A hundred years earlier, in 16th century Bengal, India, Sri Chaitanya Mahaprabhu was asked by a learned scholar, "Ke ami?" - who am I? And Mahaprabhup answered: jivera swarupa haya, krsnera nitya dasa, identifying the nature of the jiva (sou) as the eternal servant of Krishna.
This centrality of knowing the true nature of the self or soul, unfortunately became thrust aside by Francis Bacon who wrote, de nobis ipsis silemus - "of ourselves we must be silent" in his treatise circa 1620 on the scientific study of Nature. Out of humility or ignorance or both, modern science took this turn and for those who followed this path, knowledge became outwardly directed, while Man became a hollow filled only with darkness, and the truth of religion became the worship of the empty name of an unknown God.

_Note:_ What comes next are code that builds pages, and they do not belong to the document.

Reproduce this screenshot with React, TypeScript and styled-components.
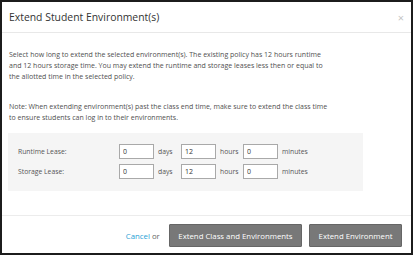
import styled, { createGlobalStyle } from 'styled-components'

const GlobalStyle = createGlobalStyle`
  html, body {
    margin: 0;
    padding: 0;
    background: #fff;
  }
  body {
    font-family: 'Open Sans', 'Liberation Sans', sans-serif;
  }
  * {
    box-sizing: border-box;
  }
`

interface Lease {
  label: string
  days: string
  hours: string
  minutes: string
}

const leases: Lease[] = [
  { label: 'Runtime Lease:', days: '0', hours: '12', minutes: '0' },
  { label: 'Storage Lease:', days: '0', hours: '12', minutes: '0' },
]

const App = () => {
  return (
    <>
      <GlobalStyle />
      <Dialog>
        <Header>
          <h1 className="title">Extend Student Environment(s)</h1>
          <CloseButton aria-label="Close">×</CloseButton>
        </Header>
        <Body>
          <p>
            Select how long to extend the selected environment(s). The existing policy has 12 hours runtime
            and 12 hours storage time. You may extend the runtime and storage leases less then or equal to
            the allotted time in the selected policy.
          </p>
          <p>
            Note: When extending environment(s) past the class end time, make sure to extend the class time
            to ensure students can log in to their environments.
          </p>
          <LeasePanel>
            {leases.map((lease) => (
              <LeaseRow key={lease.label}>
                <span className="label">{lease.label}</span>
                <LeaseInput defaultValue={lease.days} />
                <span className="unit">days</span>
                <LeaseInput defaultValue={lease.hours} />
                <span className="unit">hours</span>
                <LeaseInput defaultValue={lease.minutes} />
                <span className="unit">minutes</span>
              </LeaseRow>
            ))}
          </LeasePanel>
        </Body>
        <Footer>
          <span className="cancel">
            <a href="#">Cancel</a> or
          </span>
          <Button>Extend Class and Environments</Button>
          <Button>Extend Environment</Button>
        </Footer>
      </Dialog>
    </>
  )
}

export default App

const Dialog = styled.div`
  width: 413px;
  height: 255px;
  border: 2px solid #1c1c1c;
  background: #fff;
  display: flex;
  flex-direction: column;
`

const Header = styled.div`
  height: 31px;
  flex-shrink: 0;
  display: flex;
  align-items: center;
  justify-content: space-between;
  padding: 0 7px 0 7px;
  border-bottom: 1px solid #e8e8e8;

  .title {
    margin: 0;
    font-size: 10.4px;
    font-weight: 400;
    color: #333;
  }
`

const CloseButton = styled.button`
  border: none;
  background: none;
  padding: 0;
  font-family: inherit;
  font-size: 11px;
  line-height: 1;
  color: #c4c4c4;
  cursor: pointer;
`

const Body = styled.div`
  flex: 1;
  padding: 15.5px 7px 0 7px;
  color: #505050;
  font-size: 7px;
  line-height: 11px;

  p {
    max-width: 325px;
    margin: 0 0 19px 0;
  }
  p + p {
    margin-bottom: 10.5px;
  }
`

const LeasePanel = styled.div`
  width: 355px;
  margin-left: -1px;
  padding: 11px 0 12px 10px;
  background: #f5f5f5;
  display: flex;
  flex-direction: column;
  gap: 5px;
`

const LeaseRow = styled.div`
  display: flex;
  align-items: center;
  font-size: 6.8px;
  color: #555;

  .label {
    width: 101px;
  }
  .unit {
    width: 27px;
    padding-left: 4px;
  }
`

const LeaseInput = styled.input`
  width: 35px;
  height: 15px;
  padding: 0 3px;
  border: 1px solid #a9a9a9;
  background: #fff;
  font-family: inherit;
  font-size: 7px;
  color: #333;
`

const Footer = styled.div`
  height: 38px;
  flex-shrink: 0;
  display: flex;
  align-items: center;
  justify-content: flex-end;
  gap: 7px;
  padding: 2px 9px 0 0;
  border-top: 1px solid #ececec;

  .cancel {
    font-size: 7.8px;
    color: #666;
    margin-right: 2px;
  }
  .cancel a {
    color: #2a9fd6;
    text-decoration: none;
  }
`

const Button = styled.button`
  height: 23px;
  padding: 0 8.5px;
  border: 1px solid #666;
  border-radius: 1px;
  background: #787878;
  color: #fff;
  font-family: inherit;
  font-size: 7.8px;
  cursor: pointer;
`
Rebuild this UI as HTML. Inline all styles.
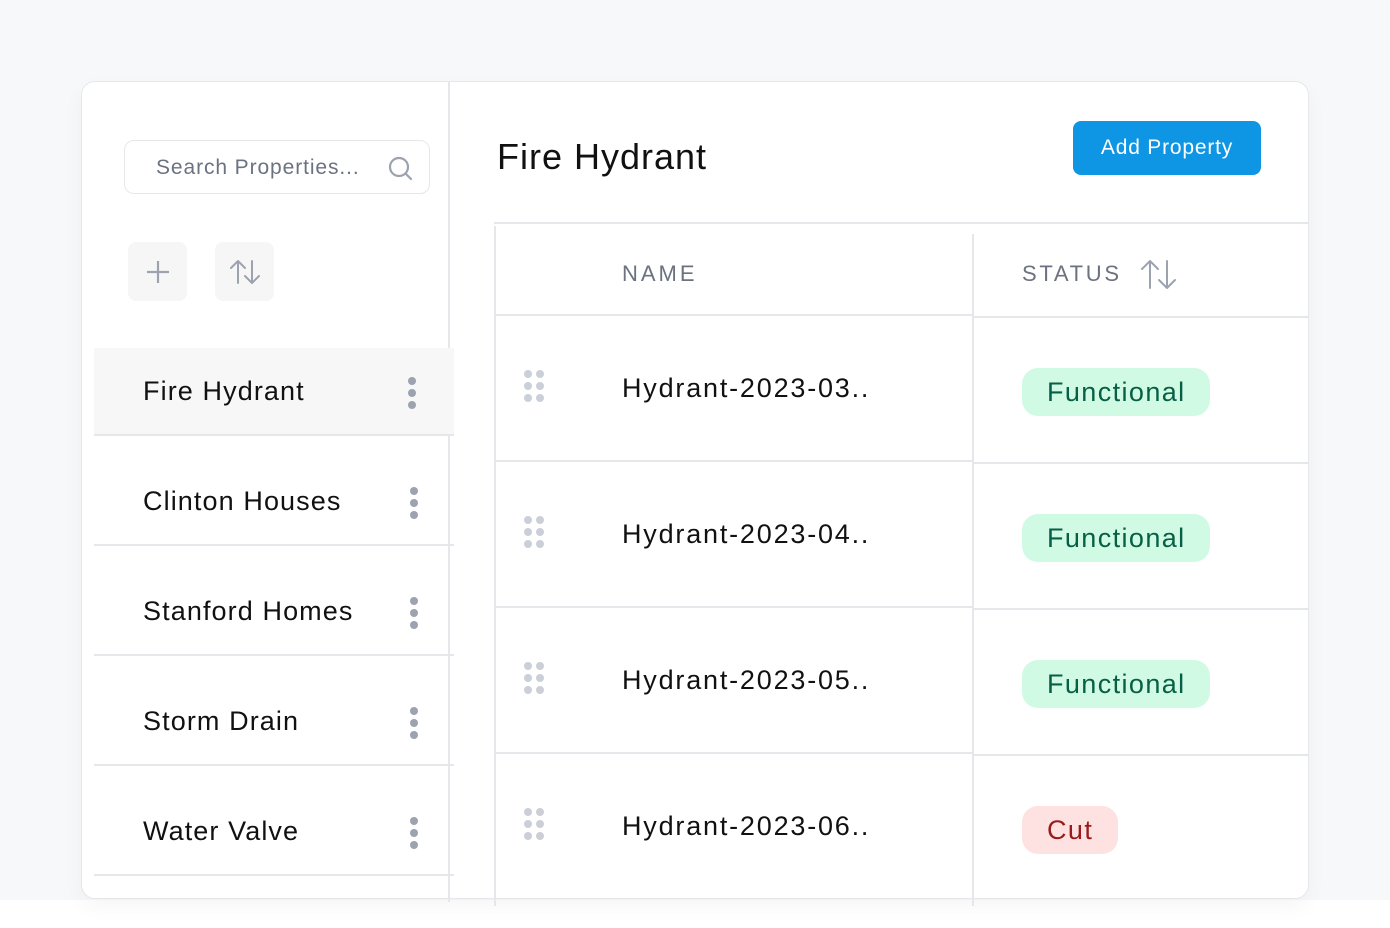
<!DOCTYPE html>
<html><head><style>
*{margin:0;padding:0;box-sizing:border-box}
body{width:1390px;height:928px;background:#fff;font-family:"Liberation Sans",sans-serif;position:relative;overflow:hidden}
.bg{position:absolute;left:0;top:0;width:1390px;height:900px;background:#f7f8fa}
.card{position:absolute;left:81px;top:81px;width:1228px;height:818px;background:#fff;border:1.5px solid #e5e7eb;border-radius:14px;box-shadow:0 8px 20px rgba(0,0,0,0.04);overflow:hidden}
.a{position:absolute}
.hl{position:absolute;height:2px;background:#e5e7eb}
.vl{position:absolute;width:2px;background:#e5e7eb}
.item{position:absolute;left:143px;font-size:27px;color:#111;letter-spacing:1.1px}
.kebab{position:absolute;width:8px}
.kebab i{display:block;width:8px;height:8px;border-radius:50%;background:#9ca3af;margin-bottom:4px}
.name{position:absolute;left:622px;font-size:27px;color:#111;letter-spacing:1.8px}
.grip{position:absolute;left:524px;width:22px;display:grid;grid-template-columns:8px 8px;gap:4px 4px}
.grip i{width:8px;height:8px;border-radius:50%;background:#cbd0d8}
.badge{position:absolute;left:1022px;height:48px;border-radius:16px;font-size:27px;line-height:48px;padding:0 25px;letter-spacing:1.4px}
.f{background:#d1fae5;color:#065f46;width:188px}
.c{background:#fee2e2;color:#991b1b}
</style></head><body>
<div class="bg"></div>
<div class="card"></div>
<div class="a" style="left:124px;top:140px;width:306px;height:54px;border:1.5px solid #e5e7eb;border-radius:10px"></div>
<div class="a" style="left:156px;top:156px;font-size:21px;color:#6b7280;letter-spacing:0.9px">Search Properties...</div>
<svg class="a" style="left:386px;top:154px" width="28" height="28" viewBox="0 0 28 28" fill="none" stroke="#9ca3af" stroke-width="2.2" stroke-linecap="round"><circle cx="13" cy="13" r="9"/><path d="M20 20l5 5"/></svg>
<div class="a" style="left:128px;top:242px;width:59px;height:59px;background:#f6f6f7;border-radius:8px"></div>
<div class="a" style="left:215px;top:242px;width:59px;height:59px;background:#f6f6f7;border-radius:8px"></div>
<svg class="a" style="left:144px;top:258px" width="28" height="28" fill="none" stroke="#9ca3af" stroke-width="2.2"><path d="M14 3v22M3 14h22"/></svg>
<svg class="a" style="left:229px;top:258px" width="32" height="28" fill="none" stroke="#9ca3af" stroke-width="2" stroke-linecap="round" stroke-linejoin="round"><path d="M9 25V3M2 10l7-7 7 7M23 3v22M16 18l7 7 7-7"/></svg>
<div class="vl" style="left:448px;top:82px;height:820px"></div>
<div class="a" style="left:94px;top:348px;width:360px;height:87px;background:#f7f7f8"></div>
<div class="hl" style="left:94px;top:434px;width:360px"></div>
<div class="hl" style="left:94px;top:544px;width:360px"></div>
<div class="hl" style="left:94px;top:654px;width:360px"></div>
<div class="hl" style="left:94px;top:764px;width:360px"></div>
<div class="hl" style="left:94px;top:874px;width:360px"></div>
<div class="item" style="top:376px">Fire Hydrant</div>
<div class="item" style="top:486px">Clinton Houses</div>
<div class="item" style="top:596px">Stanford Homes</div>
<div class="item" style="top:706px">Storm Drain</div>
<div class="item" style="top:816px">Water Valve</div>
<div class="kebab" style="left:408px;top:377px"><i></i><i></i><i></i></div>
<div class="kebab" style="left:410px;top:487px"><i></i><i></i><i></i></div>
<div class="kebab" style="left:410px;top:597px"><i></i><i></i><i></i></div>
<div class="kebab" style="left:410px;top:707px"><i></i><i></i><i></i></div>
<div class="kebab" style="left:410px;top:817px"><i></i><i></i><i></i></div>
<div class="a" style="left:497px;top:136px;font-size:36px;color:#111;letter-spacing:1px">Fire Hydrant</div>
<div class="a" style="left:1073px;top:121px;width:188px;height:54px;background:#0e95e4;border-radius:8px;color:#fff;font-size:21px;line-height:54px;text-align:center;letter-spacing:0.8px">Add Property</div>
<div class="hl" style="left:494px;top:222px;width:815px"></div>
<div class="vl" style="left:494px;top:226px;height:680px"></div>
<div class="vl" style="left:972px;top:234px;height:672px"></div>
<div class="a" style="left:622px;top:261px;font-size:22px;color:#6b7280;letter-spacing:3px">NAME</div>
<div class="a" style="left:1022px;top:261px;font-size:22px;color:#6b7280;letter-spacing:2.7px">STATUS</div>
<svg class="a" style="left:1140px;top:258px" width="38" height="32" fill="none" stroke="#9ca3af" stroke-width="2" stroke-linecap="round" stroke-linejoin="round"><path d="M10 30V3M2 11l8-8 8 8M27 3v27M19 22l8 8 8-8"/></svg>
<div class="hl" style="left:495px;top:314px;width:478px"></div>
<div class="hl" style="left:495px;top:460px;width:478px"></div>
<div class="hl" style="left:495px;top:606px;width:478px"></div>
<div class="hl" style="left:495px;top:752px;width:478px"></div>
<div class="hl" style="left:973px;top:316px;width:336px"></div>
<div class="hl" style="left:973px;top:462px;width:336px"></div>
<div class="hl" style="left:973px;top:608px;width:336px"></div>
<div class="hl" style="left:973px;top:754px;width:336px"></div>
<div class="grip" style="top:370px"><i></i><i></i><i></i><i></i><i></i><i></i></div>
<div class="grip" style="top:516px"><i></i><i></i><i></i><i></i><i></i><i></i></div>
<div class="grip" style="top:662px"><i></i><i></i><i></i><i></i><i></i><i></i></div>
<div class="grip" style="top:808px"><i></i><i></i><i></i><i></i><i></i><i></i></div>
<div class="name" style="top:373px">Hydrant-2023-03..</div>
<div class="name" style="top:519px">Hydrant-2023-04..</div>
<div class="name" style="top:665px">Hydrant-2023-05..</div>
<div class="name" style="top:811px">Hydrant-2023-06..</div>
<div class="badge f" style="top:368px">Functional</div>
<div class="badge f" style="top:514px">Functional</div>
<div class="badge f" style="top:660px">Functional</div>
<div class="badge c" style="top:806px">Cut</div>
</body></html>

It is important to study the history of ideas, to know where we came from, what our present position is, and where we are going. This is the purpose of philosophy, and, as we maintain, it is therefore the purpose of Religion. Great truths always appear first in religion before they are articulated by philosophy, but they are not divergent. Religion, philosophy, science and art are all branches of the same tree of knowledge that seek truth in various ways. Apparent diversions from this harmony are only half-seen truths that have yet to come to full fruition.
Religion contains the condensed form of the highest truth of philosophy, and it must teach its adherents the nature of our present condition, the goal of life and the means to achieve it.
THE ABSOLUTE TRUTH
God or the absolute truth is the comprehension of Reality as Personal. This means it is not only our comprehension, but the Truth itself, or Himself, knows Himself as Truth. This is Spirit, the truth that knows itself as truth. Consequently, that knowledge which targets the Absolute Truth is above the conception of God - the supreme controller and creator, and is more properly conceived as the Supreme Personality of Godhead, a far more inclusive conception than God.
I am sure there are those who can tell you far more details than have been outlined here, but the essential thing in religion is to actualize our life of devotion to Him in Whom we live and move and have our being.